-- EXERCISE --
Check each line of the records below and collect those holding "index".

++++ PROVIDED RECORDS

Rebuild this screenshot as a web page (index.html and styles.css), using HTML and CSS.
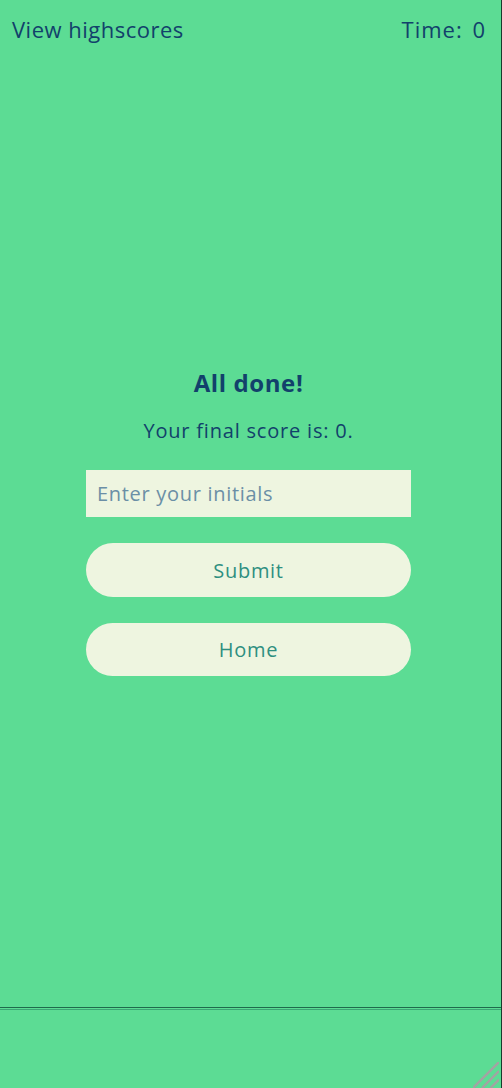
FILE: index.html
```html
<!DOCTYPE html>
<html lang="en">
<head>
<meta charset="utf-8">
<title>Quiz - All done</title>
<link rel="stylesheet" href="styles.css">
</head>
<body>
<div class="page">
  <header class="topbar">
    <a class="highscores" href="#">View highscores</a>
    <span class="timer">Time: 0</span>
  </header>
  <main class="main">
    <section class="done">
      <h1 class="title">All done!</h1>
      <p class="score">Your final score is: 0.</p>
      <input class="initials" type="text" placeholder="Enter your initials">
      <button class="btn" type="button">Submit</button>
      <button class="btn btn-home" type="button">Home</button>
    </section>
  </main>
  <footer class="footer">
    <div class="footer-inner"></div>
    <svg class="grip" width="26" height="26" viewBox="0 0 26 26" aria-hidden="true">
      <path d="M0 26 L26 0 M9 26 L26 9 M17.5 26 L26 17.5" stroke="#a3a3a3" stroke-width="2.4" fill="none"/>
    </svg>
  </footer>
</div>
</body>
</html>
```

FILE: styles.css
```css
html, body {
  margin: 0;
  padding: 0;
}
body {
  background: #5cdc94;
  font-family: "Open Sans", "Noto Sans", sans-serif;
  color: #12416b;
}
.page {
  height: 1088px;
  display: flex;
  flex-direction: column;
  border-right: 1px solid #173d2c;
  box-sizing: border-box;
}
.topbar {
  display: flex;
  justify-content: space-between;
  align-items: center;
  padding: 14px 15px 0 12px;
  font-size: 22px;
  line-height: 30px;
  letter-spacing: 0.5px;
}
.highscores {
  color: #12416b;
  text-decoration: none;
}
.timer {
  letter-spacing: 1px;
  word-spacing: 3px;
}
.main {
  flex: 1;
  display: flex;
  justify-content: center;
  padding-top: 323px;
  padding-right: 4px;
}
.done {
  width: 325px;
  display: flex;
  flex-direction: column;
  align-items: stretch;
}
.title {
  margin: 0;
  text-align: center;
  font-size: 24px;
  font-weight: 700;
  line-height: 32px;
  letter-spacing: 0.6px;
}
.score {
  margin: 18px 0 0;
  text-align: center;
  font-size: 20px;
  line-height: 28px;
  letter-spacing: 0.8px;
}
.initials {
  margin-top: 25px;
  height: 47px;
  box-sizing: border-box;
  border: none;
  background: #eef5e0;
  padding: 0 11px;
  font-family: inherit;
  font-size: 20px;
  letter-spacing: 0.7px;
  color: #12416b;
  outline: none;
}
.initials::placeholder {
  color: #6b8fa6;
}
.btn {
  margin-top: 26px;
  height: 54px;
  border: none;
  border-radius: 27px;
  background: #eef5e0;
  color: #2e8f80;
  font-family: inherit;
  font-size: 20px;
  letter-spacing: 0.7px;
  cursor: pointer;
}
.btn-home {
  height: 53px;
}
.footer {
  position: relative;
  height: 81px;
  box-sizing: border-box;
  border-top: 1px solid #1f6b4c;
  padding-top: 1px;
}
.footer-inner {
  height: 79px;
  border-top: 1px solid #3aa874;
}
.grip {
  position: absolute;
  right: 2px;
  bottom: 0;
}
```
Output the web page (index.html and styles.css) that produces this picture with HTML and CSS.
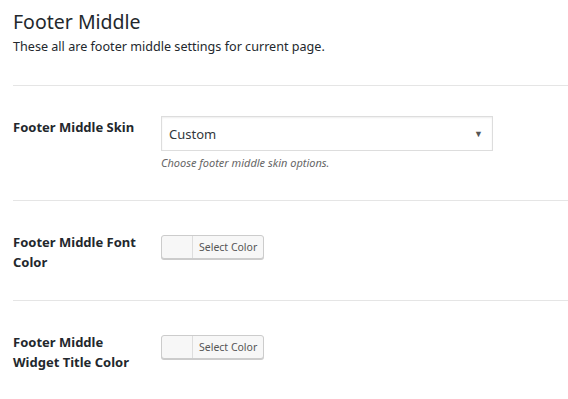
FILE: index.html
```html
<!DOCTYPE html>
<html lang="en">
<head>
    <meta charset="UTF-8">
    <title>Footer Middle</title>
    <link rel="stylesheet" href="styles.css">
</head>
<body>
    <div class="section">
        <h2 class="section-title">Footer Middle</h2>
        <p class="section-desc">These all are footer middle settings for current page.</p>

        <div class="field">
            <div class="field-label">Footer Middle Skin</div>
            <div class="field-input">
                <div class="select">
                    <span>Custom</span>
                    <span class="arrow">&#9660;</span>
                </div>
                <p class="help">Choose footer middle skin options.</p>
            </div>
        </div>

        <div class="field">
            <div class="field-label">Footer Middle Font Color</div>
            <div class="field-input">
                <button class="color-btn"><span class="swatch"></span><span class="color-text">Select Color</span></button>
            </div>
        </div>

        <div class="field">
            <div class="field-label">Footer Middle Widget Title Color</div>
            <div class="field-input">
                <button class="color-btn"><span class="swatch"></span><span class="color-text">Select Color</span></button>
            </div>
        </div>
    </div>
</body>
</html>
```

FILE: styles.css
```css
body {
    margin: 0;
    background-color: #fff;
    font-family: "Noto Sans", "Open Sans", sans-serif;
    color: #23282d;
}

.section {
    padding: 9px 0 0 13px;
}

.section-title {
    font-size: 19.5px;
    font-weight: 400;
    margin: 0;
    line-height: 26px;
}

.section-desc {
    font-size: 12.6px;
    margin: 3px 0 0;
    line-height: 18px;
}

.field {
    display: flex;
    border-top: 1px solid #e5e5e5;
    padding: 30px 0 28px;
}

.section-desc + .field {
    margin-top: 29px;
}

.field-label {
    width: 130px;
    margin-right: 18px;
    font-size: 13px;
    font-weight: 700;
    line-height: 20px;
    padding-top: 1px;
}

.select {
    width: 316px;
    height: 33px;
    padding: 0 7px;
    border: 1px solid #ddd;
    box-shadow: inset 0 1px 2px rgba(0, 0, 0, 0.07);
    display: flex;
    align-items: center;
    justify-content: space-between;
    font-size: 13px;
    color: #32373c;
}

.arrow {
    font-size: 9px;
    color: #555;
    margin-right: 2px;
}

.help {
    font-size: 11px;
    font-style: italic;
    color: #666;
    margin: 4px 0 2px;
}

.color-btn {
    display: flex;
    align-items: stretch;
    height: 24px;
    margin-top: 4px;
    padding: 0;
    border: 1px solid #ccc;
    border-radius: 3px;
    background-color: #f7f7f7;
    box-shadow: 0 1px 0 #ccc;
    font-family: inherit;
    cursor: pointer;
}

.swatch {
    width: 30px;
    border-right: 1px solid #ddd;
}

.color-text {
    font-size: 10.5px;
    color: #555;
    line-height: 22px;
    padding: 0 6px;
}
```
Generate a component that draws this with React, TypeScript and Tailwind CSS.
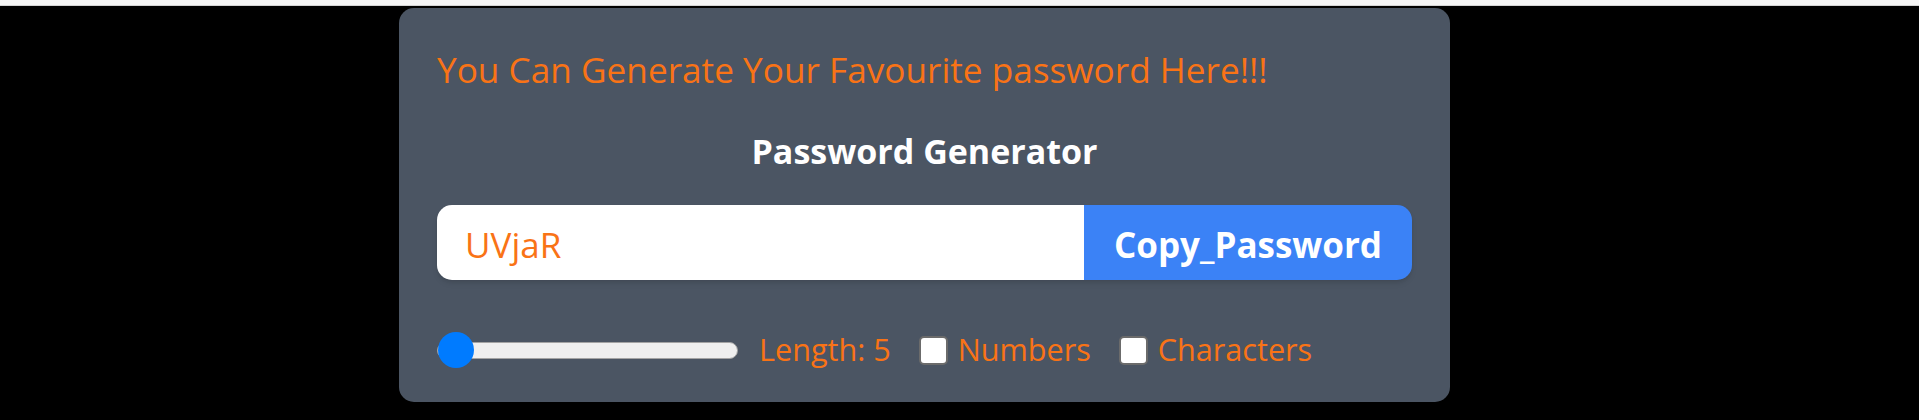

++++++++

-- RESULT OF THIS EXERCISE --
Rebuild this screenshot as a web page (index.html and styles.css), using HTML and CSS.
FILE: index.html
Output the web page (index.html and styles.css) that produces this picture with HTML and CSS.
FILE: index.html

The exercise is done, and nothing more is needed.